BINGO! initiated re-training whenever one topic reached Nmax=200 new documents and each topic contained at least Nmin=10 documents, and we repeated ten such re-training periods. During this process, which ran several hours, approximately 16,000 Web pages from about 1,000 different hosts were crawled.

The crawling depth for URL tunnelling (i.e., paths that are pursued from documents that did not pass the classification test) was restricted to 2. Feature selection always selected the 100 top terms in the MI ranking. The parameters for link analysis and archetype selection were set to Nhub=100, Nauth=50, and Nconf=50, and the Eigenvector computation of the link analysis always performed 30 iterations.

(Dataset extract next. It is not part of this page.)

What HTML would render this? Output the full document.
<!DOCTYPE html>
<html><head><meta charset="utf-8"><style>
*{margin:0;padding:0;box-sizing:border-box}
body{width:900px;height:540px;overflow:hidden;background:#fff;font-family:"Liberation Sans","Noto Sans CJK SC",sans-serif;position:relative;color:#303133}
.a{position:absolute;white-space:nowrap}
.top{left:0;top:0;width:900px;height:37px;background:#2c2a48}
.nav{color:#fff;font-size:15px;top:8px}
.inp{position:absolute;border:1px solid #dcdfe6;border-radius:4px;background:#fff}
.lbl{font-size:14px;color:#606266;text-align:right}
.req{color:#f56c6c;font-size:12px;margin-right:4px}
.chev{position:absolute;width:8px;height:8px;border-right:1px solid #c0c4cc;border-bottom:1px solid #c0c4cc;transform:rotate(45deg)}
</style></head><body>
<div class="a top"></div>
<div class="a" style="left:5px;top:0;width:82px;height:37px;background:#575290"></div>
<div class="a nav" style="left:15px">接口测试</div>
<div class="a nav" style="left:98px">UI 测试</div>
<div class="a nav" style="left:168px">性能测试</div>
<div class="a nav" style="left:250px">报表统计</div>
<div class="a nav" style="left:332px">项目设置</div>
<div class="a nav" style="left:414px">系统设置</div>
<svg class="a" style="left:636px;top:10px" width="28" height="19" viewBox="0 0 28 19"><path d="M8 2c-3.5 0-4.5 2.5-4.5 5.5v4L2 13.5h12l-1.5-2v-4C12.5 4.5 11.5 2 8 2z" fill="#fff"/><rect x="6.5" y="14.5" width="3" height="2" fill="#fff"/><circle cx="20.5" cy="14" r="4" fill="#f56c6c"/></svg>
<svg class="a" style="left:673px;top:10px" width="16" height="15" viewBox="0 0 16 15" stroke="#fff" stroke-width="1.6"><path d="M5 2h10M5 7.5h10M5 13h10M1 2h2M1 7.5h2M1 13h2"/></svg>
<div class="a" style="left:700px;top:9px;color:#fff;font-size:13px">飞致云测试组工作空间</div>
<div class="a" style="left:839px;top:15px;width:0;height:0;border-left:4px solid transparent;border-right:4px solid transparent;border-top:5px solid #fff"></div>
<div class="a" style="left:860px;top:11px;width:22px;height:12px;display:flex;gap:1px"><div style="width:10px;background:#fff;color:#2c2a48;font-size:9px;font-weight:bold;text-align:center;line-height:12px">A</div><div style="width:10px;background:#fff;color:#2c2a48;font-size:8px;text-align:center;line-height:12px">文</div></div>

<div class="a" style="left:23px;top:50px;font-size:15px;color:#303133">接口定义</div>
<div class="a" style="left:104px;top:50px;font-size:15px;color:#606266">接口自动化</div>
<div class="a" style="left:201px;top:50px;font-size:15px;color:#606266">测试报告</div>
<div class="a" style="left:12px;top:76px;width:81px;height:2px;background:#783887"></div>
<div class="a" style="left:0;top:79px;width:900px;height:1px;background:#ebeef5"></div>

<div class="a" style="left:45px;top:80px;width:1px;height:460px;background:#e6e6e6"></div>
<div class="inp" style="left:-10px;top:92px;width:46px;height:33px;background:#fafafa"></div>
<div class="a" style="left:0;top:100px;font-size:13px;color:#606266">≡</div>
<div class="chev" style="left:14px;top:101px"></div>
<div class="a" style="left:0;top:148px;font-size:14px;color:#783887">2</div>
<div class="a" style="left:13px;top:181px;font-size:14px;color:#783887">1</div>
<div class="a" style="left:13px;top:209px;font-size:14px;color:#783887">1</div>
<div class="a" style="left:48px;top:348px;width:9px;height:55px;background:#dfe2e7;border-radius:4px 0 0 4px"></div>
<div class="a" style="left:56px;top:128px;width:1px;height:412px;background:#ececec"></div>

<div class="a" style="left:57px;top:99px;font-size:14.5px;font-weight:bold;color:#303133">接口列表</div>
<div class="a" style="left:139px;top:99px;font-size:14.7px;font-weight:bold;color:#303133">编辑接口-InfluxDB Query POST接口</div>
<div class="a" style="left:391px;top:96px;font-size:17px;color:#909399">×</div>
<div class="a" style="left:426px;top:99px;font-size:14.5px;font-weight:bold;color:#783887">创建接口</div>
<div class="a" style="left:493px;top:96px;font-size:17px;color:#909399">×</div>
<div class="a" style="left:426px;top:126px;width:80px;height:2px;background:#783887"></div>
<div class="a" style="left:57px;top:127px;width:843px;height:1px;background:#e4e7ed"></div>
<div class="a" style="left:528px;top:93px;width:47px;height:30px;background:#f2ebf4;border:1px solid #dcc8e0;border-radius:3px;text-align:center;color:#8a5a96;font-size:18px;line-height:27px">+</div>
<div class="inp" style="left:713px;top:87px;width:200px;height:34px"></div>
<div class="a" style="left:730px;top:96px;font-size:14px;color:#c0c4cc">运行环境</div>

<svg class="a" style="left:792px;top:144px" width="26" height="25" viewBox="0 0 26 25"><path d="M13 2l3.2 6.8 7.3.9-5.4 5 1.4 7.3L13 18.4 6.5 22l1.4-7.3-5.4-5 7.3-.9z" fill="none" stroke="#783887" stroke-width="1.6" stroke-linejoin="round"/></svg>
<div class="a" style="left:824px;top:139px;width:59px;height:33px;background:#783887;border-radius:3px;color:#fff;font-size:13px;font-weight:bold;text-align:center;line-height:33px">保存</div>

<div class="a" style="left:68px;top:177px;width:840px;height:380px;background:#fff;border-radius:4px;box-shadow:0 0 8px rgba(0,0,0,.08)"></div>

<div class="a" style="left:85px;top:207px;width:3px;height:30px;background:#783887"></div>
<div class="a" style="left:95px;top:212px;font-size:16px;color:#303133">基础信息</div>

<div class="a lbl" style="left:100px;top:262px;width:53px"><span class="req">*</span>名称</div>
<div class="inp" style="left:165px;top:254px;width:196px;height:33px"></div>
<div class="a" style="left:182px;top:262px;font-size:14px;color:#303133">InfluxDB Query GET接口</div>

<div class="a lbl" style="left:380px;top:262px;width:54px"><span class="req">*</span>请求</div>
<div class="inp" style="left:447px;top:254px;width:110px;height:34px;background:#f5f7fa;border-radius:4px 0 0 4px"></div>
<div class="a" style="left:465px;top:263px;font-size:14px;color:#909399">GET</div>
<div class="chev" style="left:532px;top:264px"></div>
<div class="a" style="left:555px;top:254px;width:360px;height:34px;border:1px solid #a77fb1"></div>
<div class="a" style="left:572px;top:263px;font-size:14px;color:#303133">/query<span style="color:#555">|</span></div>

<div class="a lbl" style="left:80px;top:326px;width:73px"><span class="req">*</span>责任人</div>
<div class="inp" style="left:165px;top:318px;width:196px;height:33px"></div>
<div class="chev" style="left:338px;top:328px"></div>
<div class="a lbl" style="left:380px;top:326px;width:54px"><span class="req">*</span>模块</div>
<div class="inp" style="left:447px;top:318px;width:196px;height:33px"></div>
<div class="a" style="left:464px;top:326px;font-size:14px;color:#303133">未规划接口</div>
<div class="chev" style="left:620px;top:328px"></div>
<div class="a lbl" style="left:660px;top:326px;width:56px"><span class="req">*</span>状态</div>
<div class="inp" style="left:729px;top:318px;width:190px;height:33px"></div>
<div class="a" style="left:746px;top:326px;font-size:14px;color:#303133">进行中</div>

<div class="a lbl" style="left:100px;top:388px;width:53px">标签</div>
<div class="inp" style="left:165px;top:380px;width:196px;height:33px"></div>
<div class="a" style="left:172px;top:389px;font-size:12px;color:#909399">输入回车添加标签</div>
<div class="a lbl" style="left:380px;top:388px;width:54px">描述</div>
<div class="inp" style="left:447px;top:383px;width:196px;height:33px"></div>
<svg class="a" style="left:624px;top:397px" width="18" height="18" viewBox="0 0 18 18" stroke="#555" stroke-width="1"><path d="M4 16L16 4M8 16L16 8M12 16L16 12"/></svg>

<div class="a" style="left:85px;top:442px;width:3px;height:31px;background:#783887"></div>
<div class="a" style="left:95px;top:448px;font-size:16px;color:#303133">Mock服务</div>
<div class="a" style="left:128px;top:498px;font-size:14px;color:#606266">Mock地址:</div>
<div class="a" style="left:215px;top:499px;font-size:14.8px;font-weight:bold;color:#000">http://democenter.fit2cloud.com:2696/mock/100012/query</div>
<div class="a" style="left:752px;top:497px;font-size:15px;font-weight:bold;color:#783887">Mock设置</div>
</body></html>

We compared five different techniques:

"Crawler" as the vanilla version did not perform any feature selection or dynamic training and merely used the initial bookmarks for training and as the crawl's seed.
"Crawler+SVM" employed periodic re-training based on the highest-confidence archetypes but did not exploit authorities or hubs and did not use feature selection either.
"Crawler+SVM+MI" additionally performed feature selection.
"Crawler+SVM+HITS" did not use feature selection but exploited both high-confidence archetypes and authorities for periodid re-training and also hubs for the crawl frontier.
"Crawler+SVM+HITS+MI" finally was the full variant that exploited all capabilities of the BINGO! system.

After each crawl-and-training period, we manually inspected the population of selected topics and determined "true positives" versus "false positives". This way we were able to calculate the classifiers' precision (ratio of topic-relevant documents to all documents in a node of the ontology tree) and also the overall crawler precision (ratio of documents relevant for a topic to the total number of documents visited during the entire crawl by following a path from one of the topic's training data).

For lack of time, we did not (yet) compute any recall figures because of the obviously much higher human overhead and inherent problems of identifying "false negatives" (i.e., relevant but misclassified or missed documents).